John George Phillimore (1808–1865) was an English barrister, known as a jurist and Liberal Party politician.

==Life==
The eldest son of Joseph Phillimore, he was born on 5 January 1808, and was educated at Westminster School. On 28 May 1824 he matriculated at Christ Church, Oxford, of which he was faculty student, and graduated B.A. in 1828, having taken a second class in the classical schools; he proceeded M.A. in 1831.
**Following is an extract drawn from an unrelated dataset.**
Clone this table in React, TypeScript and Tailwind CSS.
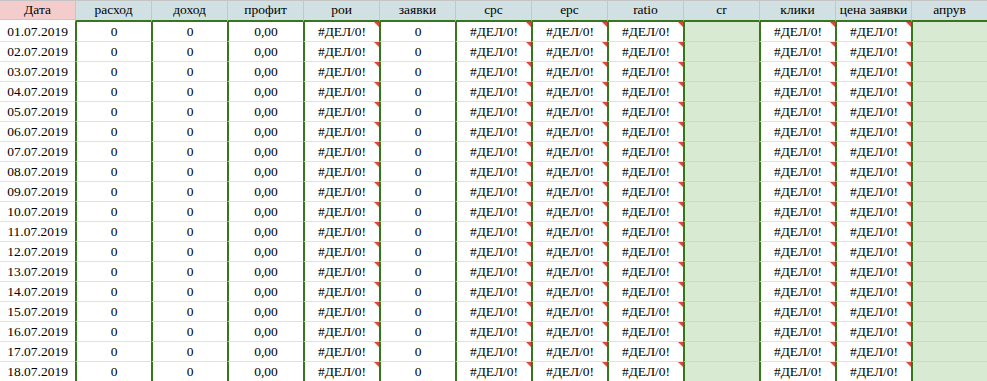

From 1827 to 1832 Phillimore held a clerkship in the Board of Control for India, and on 23 November 1832 was called to the bar at Lincoln's Inn, where he was elected a bencher in 1851. In 1850 Phillimore was appointed reader in civil law and jurisprudence at the Middle Temple. In 1851 he took silk, and in the following year he was appointed reader in constitutional law and legal history to the Inns of Court.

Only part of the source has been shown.